4 What’s your favourite Elvis song?

‘In the Ghetto’

 

5 Who’s your favourite Beatle and why?

Beatle George: for being the nicest one and for playing guitar really, really well. I like his songs too.

 

6 If you were commissioned to write the theme song for any TV programme what would you choose and how would you tackle it?

I’ve been ready for the reboot of Randall & Hopkirk (Deceased) for some time now.

 

7 Which song have you always wanted to cover but never quite managed yet?

I love playing the guitar part to ‘What’s Going On’ by Marvin Gaye, but seriously… sing it? It’s never going to happen.

 

8 What, after a social evening, is the one album that you insist your fellow socialites should hear before they leave?

The one that finally drives them out of the house. I actually own a copy of Van Der Graaf Generator’s ‘Pawn Hearts’ for this exact purpose.

 

9 Which film do you wish you’d had a cameo in?

The Phantom Of Liberty by Luis Bunuel. I could have been a monk.

 

10 In the biopic of your illustrious career who plays you in the movie?

Tilda Swinton

 

11 If you were on a night out with Ozzy Osbourne where would you suggest you went?

I’d suggest that we went round to my house to drink beer, smoke some dope, listen to John Lee Hooker and talk about what an amazing swing Bill Ward had. I think Ozzy would probably be down with that.

 

12 If you were asked to cover a Simon And Garfunkel song in the style of Frank Zappa who would you rope into the band to get it nailed?

Dear God. Somebody else: Ed Sheeran, perhaps? Doesn’t he make the pop records these days?

I think I’d find it a lot easier to do a Frank Zappa number in the style of Simon and Thingie. ‘Trouble Every Day’ delivered as an interminable soppy ballad is imaginable. Not forgivable, you understand, but within the limits of human imagination.
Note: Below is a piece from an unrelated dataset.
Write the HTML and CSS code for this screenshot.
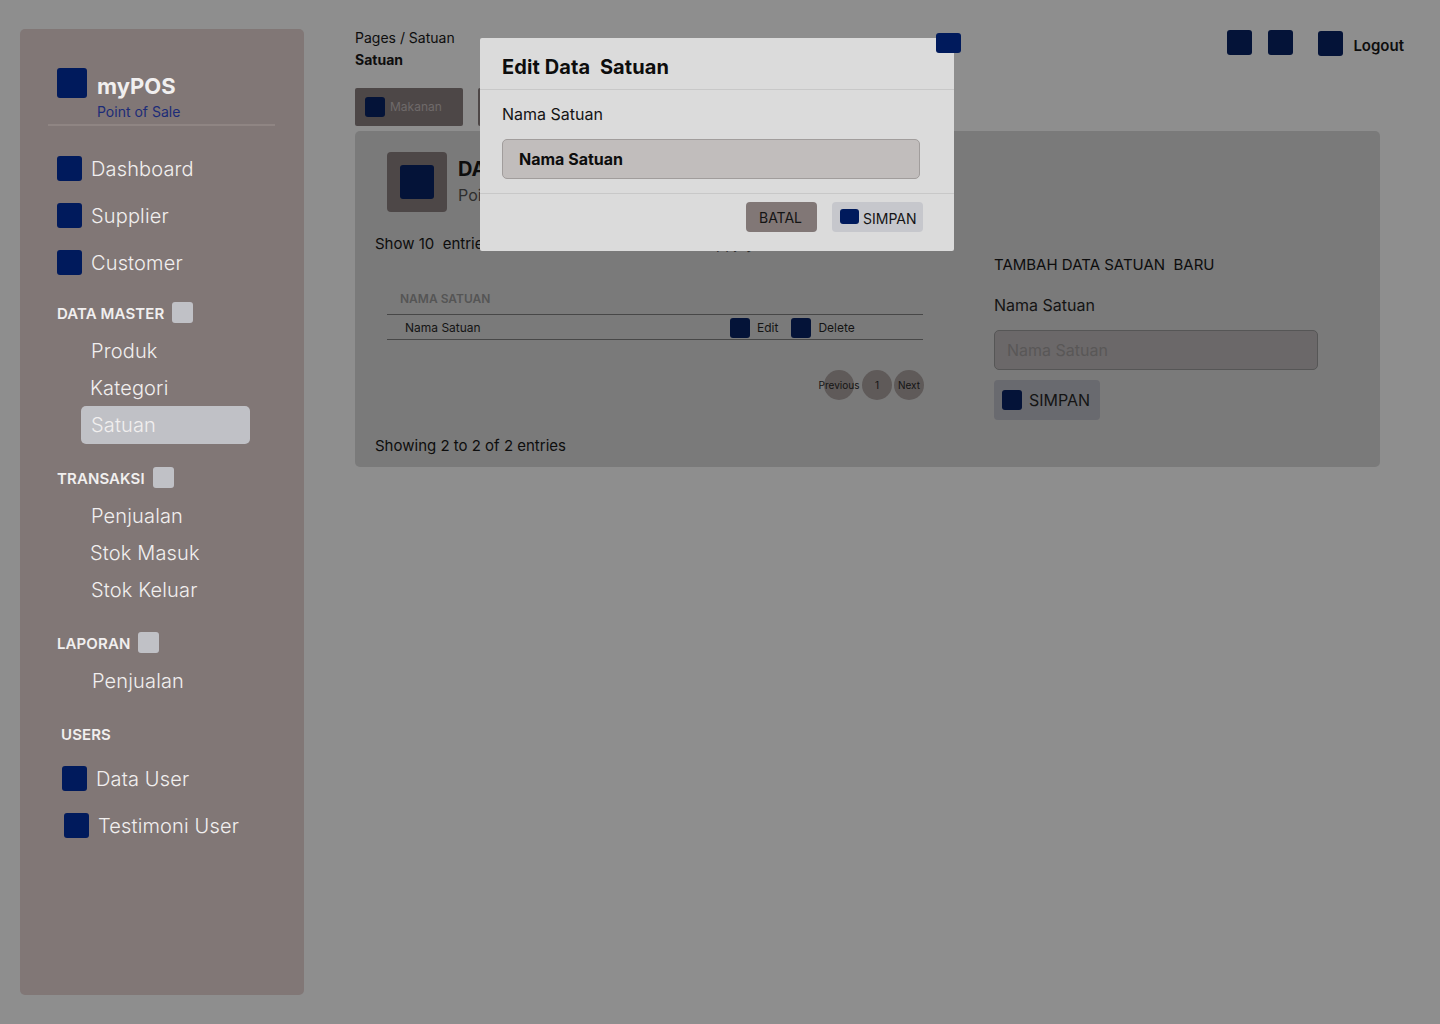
FILE: index.html
```html
<!DOCTYPE html>
<html lang="id">

<head>
    <meta charset="UTF-8">
    <meta name="viewport" content="width=device-width, initial-scale=1.0">
    <title>myPOS - Satuan</title>
    <link rel="stylesheet" href="styles.css">
</head>

<body>
    <aside class="sidebar">
        <div class="brand">
            <span class="icon icon-brand"></span>
            <div class="brand-text">
                <div class="brand-name">myPOS</div>
                <div class="brand-sub">Point of Sale</div>
            </div>
        </div>

        <nav class="nav-main">
            <a class="nav-item"><span class="icon"></span>Dashboard</a>
            <a class="nav-item"><span class="icon"></span>Supplier</a>
            <a class="nav-item"><span class="icon"></span>Customer</a>
        </nav>

        <div class="nav-title">DATA MASTER <span class="chevron"></span></div>
        <a class="sub-item">Produk</a>
        <a class="sub-item sub-left">Kategori</a>
        <a class="sub-item active">Satuan</a>

        <div class="nav-title title-gap">TRANSAKSI <span class="chevron"></span></div>
        <a class="sub-item">Penjualan</a>
        <a class="sub-item sub-left">Stok Masuk</a>
        <a class="sub-item">Stok Keluar</a>

        <div class="nav-title title-gap">LAPORAN <span class="chevron"></span></div>
        <a class="sub-item sub-right">Penjualan</a>

        <div class="nav-title users-title">USERS</div>
        <a class="nav-item user-item"><span class="icon"></span>Data User</a>
        <a class="nav-item testi-item"><span class="icon"></span>Testimoni User</a>
    </aside>

    <main class="main">
        <header class="topbar">
            <div class="crumbs">
                <div>Pages / Satuan</div>
                <div class="crumb-title">Satuan</div>
            </div>
            <div class="top-actions">
                <span class="icon dark"></span>
                <span class="icon dark"></span>
                <a class="logout"><span class="icon dark"></span><span class="logout-text">Logout</span></a>
            </div>
        </header>

        <div class="tabs">
            <div class="tab"><span class="icon dark icon-tab"></span>Makanan</div>
            <div class="tab"></div>
        </div>

        <section class="card">
            <div class="card-left">
                <div class="card-head">
                    <div class="head-box"><span class="icon dark head-icon"></span></div>
                    <div>
                        <div class="head-title">DATA SATUAN</div>
                        <div class="head-sub">Point of Sale</div>
                    </div>
                </div>
                <div class="table-tools">
                    <span>Show 10&nbsp; entries</span>
                    <span class="search-label">ppjay</span>
                </div>
                <table class="data-table">
                    <tr>
                        <th colspan="2">NAMA SATUAN</th>
                    </tr>
                    <tr>
                        <td>Nama Satuan</td>
                        <td class="actions">
                            <div class="row-actions">
                                <span class="icon dark icon-row"></span>Edit
                                <span class="icon dark icon-row icon-del"></span>Delete
                            </div>
                        </td>
                    </tr>
                </table>
                <div class="pager">
                    <span class="page-btn">Previous</span>
                    <span class="page-btn">1</span>
                    <span class="page-btn">Next</span>
                </div>
                <div class="table-info">Showing 2 to 2 of 2 entries</div>
            </div>

            <form class="card-form">
                <div class="form-title">TAMBAH DATA SATUAN&nbsp; BARU</div>
                <label class="form-label">Nama Satuan</label>
                <input class="form-input" type="text" placeholder="Nama Satuan">
                <button class="btn-save" type="button"><span class="icon dark"></span>SIMPAN</button>
            </form>
        </section>
    </main>

    <div class="modal">
        <span class="icon modal-close"></span>
        <div class="modal-head">Edit Data&nbsp; Satuan</div>
        <div class="modal-body">
            <label class="modal-label">Nama Satuan</label>
            <input class="modal-input" type="text" value="Nama Satuan">
        </div>
        <div class="modal-foot">
            <button class="btn-cancel" type="button">BATAL</button>
            <button class="btn-ok" type="button"><span class="icon icon-ok"></span>SIMPAN</button>
        </div>
    </div>
</body>

</html>
```

FILE: styles.css
```css
* {
    box-sizing: border-box;
}

body {
    margin: 0;
    height: 1024px;
    overflow: hidden;
    display: flex;
    align-items: flex-start;
    background-color: #8e8e8e;
    color: #0d0d0d;
    font-family: Inter, "Liberation Sans", sans-serif;
}

.icon {
    display: inline-block;
    flex: none;
    width: 25px;
    height: 25px;
    border-radius: 3px;
    background-color: #001a5c;
}

.icon.dark {
    background-color: #041338;
}

/* sidebar */
.sidebar {
    flex: none;
    width: 284px;
    height: 966px;
    margin: 29px 0 0 20px;
    padding: 39px 30px 0 37px;
    background-color: #817776;
    border-radius: 5px;
    color: #f1efef;
}

.brand {
    position: relative;
    display: flex;
    gap: 10px;
    height: 58px;
}

.brand::after {
    content: "";
    position: absolute;
    left: -9px;
    right: -1px;
    bottom: 0;
    height: 2px;
    background-color: #8f8583;
}

.icon-brand {
    width: 30px;
    height: 30px;
}

.brand-name {
    margin-top: 4px;
    font-size: 22px;
    line-height: 29px;
    font-weight: 700;
}

.brand-sub {
    margin-top: 2px;
    font-size: 14px;
    line-height: 17px;
    color: #1c2c78;
}

.nav-main {
    margin-top: 30px;
}

.nav-item {
    display: flex;
    align-items: center;
    gap: 9px;
    height: 25px;
    margin-bottom: 22px;
    font-size: 20px;
    font-weight: 300;
    letter-spacing: 0.15px;
}

.nav-title {
    display: flex;
    align-items: flex-start;
    gap: 8px;
    height: 21px;
    margin-bottom: 9px;
    font-size: 15px;
    font-weight: 600;
    line-height: 23px;
    letter-spacing: 0.1px;
}

.nav-main + .nav-title {
    margin-top: 27px;
}

.chevron {
    width: 21px;
    height: 21px;
    border-radius: 3px;
    background-color: #c0c1c6;
}

.title-gap {
    margin-top: 24px;
}

.sub-item {
    display: block;
    height: 37px;
    padding-left: 34px;
    font-size: 20px;
    font-weight: 300;
    line-height: 39px;
    letter-spacing: 0.15px;
}

.sub-left {
    padding-left: 33px;
}

.sub-right {
    padding-left: 35px;
}

.sub-item.active {
    width: 169px;
    height: 38px;
    margin-left: 24px;
    margin-bottom: -1px;
    padding-left: 10px;
    background-color: #c0c1c6;
    border-radius: 5px;
    line-height: 38px;
}

.users-title {
    margin-top: 25px;
    margin-bottom: 21px;
    padding-left: 4px;
    line-height: 21px;
}

.user-item {
    margin-left: 5px;
}

.testi-item {
    margin-left: 7px;
}

/* main */
.main {
    flex: none;
    width: 1025px;
    margin-left: 51px;
    padding-top: 29px;
}

.topbar {
    display: flex;
    justify-content: space-between;
    height: 59px;
}

.crumbs {
    font-size: 14px;
    line-height: 18px;
}

.crumb-title {
    margin-top: 4px;
    font-weight: 700;
}

.top-actions {
    display: flex;
    align-items: flex-start;
    gap: 16px;
    margin-right: -24px;
    padding-top: 1px;
}

.logout {
    display: flex;
    align-items: flex-start;
    gap: 10px;
    margin-left: 9px;
    padding-top: 1px;
    font-size: 15px;
    font-weight: 600;
}

.logout-text {
    margin-top: 6px;
    line-height: 18px;
}

.tabs {
    display: flex;
    gap: 15px;
    height: 38px;
}

.tab {
    display: flex;
    align-items: center;
    gap: 5px;
    width: 108px;
    padding-left: 10px;
    padding-bottom: 1px;
    background-color: #4d4747;
    border-radius: 2px;
    color: #6f6a6a;
    font-size: 12px;
}

.icon-tab {
    width: 20px;
    height: 20px;
}

.card {
    display: flex;
    height: 336px;
    margin-top: 5px;
    background-color: #7a7a7a;
    border-radius: 5px;
}

.card-left {
    flex: none;
    width: 639px;
    padding: 21px 0 0 20px;
}

.card-head {
    display: flex;
    gap: 11px;
    margin-left: 12px;
}

.head-box {
    display: flex;
    align-items: center;
    justify-content: center;
    width: 60px;
    height: 60px;
    background-color: #4d4747;
    border-radius: 4px;
}

.head-icon {
    width: 34px;
    height: 34px;
}

.head-title {
    margin-top: 5px;
    font-size: 20px;
    line-height: 24px;
    font-weight: 700;
}

.head-sub {
    margin-top: 4px;
    font-size: 16px;
    line-height: 20px;
    color: #2e2e2e;
}

.table-tools {
    display: grid;
    grid-template-columns: 341px auto;
    margin-top: 23px;
    font-size: 15px;
    line-height: 18px;
}

.search-label {
    color: #2e2e2e;
}

.data-table {
    width: 536px;
    margin: 27px 0 0 12px;
    border-collapse: collapse;
    font-size: 12px;
}

.data-table th {
    height: 34px;
    padding: 4px 0 0 13px;
    border-bottom: 1px solid #474747;
    color: #555555;
    font-weight: 600;
    text-align: left;
}

.data-table td {
    height: 25px;
    padding: 2px 0 0 18px;
    border-bottom: 1px solid #474747;
    color: #141414;
}

.data-table .actions {
    width: 193px;
    padding-left: 0;
}

.row-actions {
    display: flex;
    align-items: center;
}

.icon-row {
    width: 20px;
    height: 20px;
    margin-right: 7px;
}

.icon-del {
    margin-left: 13px;
}

.pager {
    display: flex;
    justify-content: flex-end;
    gap: 2px;
    width: 549px;
    margin-top: 30px;
}

.page-btn {
    display: flex;
    align-items: center;
    justify-content: center;
    width: 30px;
    height: 30px;
    background-color: #5f5a59;
    border-radius: 50%;
    color: #141414;
    font-size: 10px;
}

.page-btn:first-child {
    margin-right: 6px;
}

.table-info {
    margin-top: 37px;
    font-size: 15px;
    line-height: 18px;
}

.card-form {
    padding-top: 125px;
}

.form-title {
    font-size: 15px;
    line-height: 18px;
}

.form-label {
    display: block;
    margin-top: 21px;
    font-size: 16px;
    line-height: 20px;
    color: #141414;
}

.form-input {
    display: block;
    width: 324px;
    height: 40px;
    margin-top: 15px;
    padding: 0 12px;
    background-color: #6b6869;
    border: 1px solid #565656;
    border-radius: 5px;
    font: 16px Inter, "Liberation Sans", sans-serif;
}

.form-input::placeholder {
    color: #595757;
    opacity: 1;
}

.btn-save {
    display: flex;
    align-items: center;
    gap: 7px;
    width: 106px;
    height: 40px;
    margin-top: 10px;
    padding: 0 0 0 8px;
    background-color: #696a6f;
    border: 0;
    border-radius: 4px;
    color: #141414;
    font: 16px Inter, "Liberation Sans", sans-serif;
}

.btn-save .icon {
    width: 20px;
    height: 20px;
}

/* modal */
.modal {
    position: absolute;
    left: 480px;
    top: 38px;
    width: 474px;
    height: 213px;
    background-color: #dbdbdb;
    border-radius: 2px;
}

.modal-close {
    position: absolute;
    right: -7px;
    top: -5px;
    width: 25px;
    height: 20px;
}

.modal-head {
    height: 52px;
    padding: 17px 22px 0;
    border-bottom: 1px solid #c8c8c8;
    font-size: 20px;
    line-height: 24px;
    font-weight: 700;
    letter-spacing: 0.1px;
}

.modal-body {
    height: 104px;
    padding: 14px 22px 0;
    border-bottom: 1px solid #c8c8c8;
}

.modal-label {
    display: block;
    font-size: 16px;
    line-height: 20px;
    color: #141414;
}

.modal-input {
    display: block;
    width: 418px;
    height: 40px;
    margin-top: 15px;
    padding: 0 16px;
    background-color: #c1bdbc;
    border: 1px solid #a19d9c;
    border-radius: 5px;
    color: #0d0d0d;
    font: 700 16px Inter, "Liberation Sans", sans-serif;
}

.modal-foot {
    display: flex;
    justify-content: flex-end;
    gap: 15px;
    padding: 8px 31px 0 0;
}

.btn-cancel,
.btn-ok {
    height: 30px;
    border: 0;
    border-radius: 4px;
    color: #141414;
    font: 14px Inter, "Liberation Sans", sans-serif;
}

.btn-cancel {
    width: 71px;
    padding: 0 2px 0 0;
    background-color: #817776;
}

.btn-ok {
    display: flex;
    align-items: center;
    gap: 4px;
    width: 91px;
    padding: 2px 0 0 8px;
    background-color: #c6c7cc;
}

.icon-ok {
    width: 19px;
    height: 15px;
    margin-top: -3px;
}
```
Like war, for example, or epidemics.

 

13 Pete Townshend had pictures of Lily, what did you have on your teenage bedroom wall?

Tottenham Hotspur FC and Mrs Emma Peel.

 

14 Did you ever join a fanclub? If so, tell us about it?

I was in the old Spurs Fan Club when it was just a house near the ground where you could buy a beer and a slice of the club secretary’s mum’s bread pudding. That was good. I’ve still got the tie.

 

15 What’s your most treasured piece of memorabilia?

The records, hopefully. Some of them, at least.

 

16 What’s the best gig you’ve ever been to?

Patti Smith at the Roundhouse in July 1976 was pretty extraordinary. Definitely inspirational. Who knew that a band could understand each other like that? An astonishing night.

A short while later I saw the Pistols at the Lyceum. They had the graveyard shift, going on last at a midnight show after The Pretty Things, so there weren’t a lot of people left to see them. I was feeling a bit self-conscious about my long hair as I stood down the front. Looking to my left, I was comforted to see a couple of other hairy types digging the music. Double take. It was Patti Smith and Lenny Kaye. That felt good. Oh, and the Pistols could really play, by the way. Really play.

Other “special” gigs that I’ve seen at random: Ronnie Scott at a posh Oxford College Ball deploying be-bop as a weapon; Tony Conrad; Public Enemy; Screaming Blue Messiahs; The Only Ones; Kevin Ayers; Solomon Burke; Asian Dub Foundation; Spacemen 3; The Perfect Disaster; Primal Scream; Max Romeo; James Brown; Micky Greaney; John Cale.

 

17 Which gig did you wish you’d seen?

Oof! I have no way of knowing. I wish I’d seen Bob Dylan in about 1966. I wish I’d seen the Stax tour of Europe in 1967. I wish I’d been at that astonishing Wailers’ gig at the Lyceum in 1975 that became such a historic live album. I wish I’d seen Suicide on their Mission supporting The Clash in the hostile British heartlands in 1978, if only so I could buy them a pint. The story about them getting nicked in the Preston motel breaks my heart even as I cackle heartlessly. Oh, and while we’re at it… I wish I’d seen the bloody Clash. And Can. I wish I’d seen Can.

 

18 John Lydon – hero or villain?

Oh, he’s a tricky one. I don’t resent the butter adverts. Nobody had a cow when Iggy did motor insurance ads, for heaven’s sake. He’s done some really clever shit but he’s said some really stupid things. And he likes Van der Graaf Generator. Damn, he’d better not come round here. We’d never get rid of the old bastard.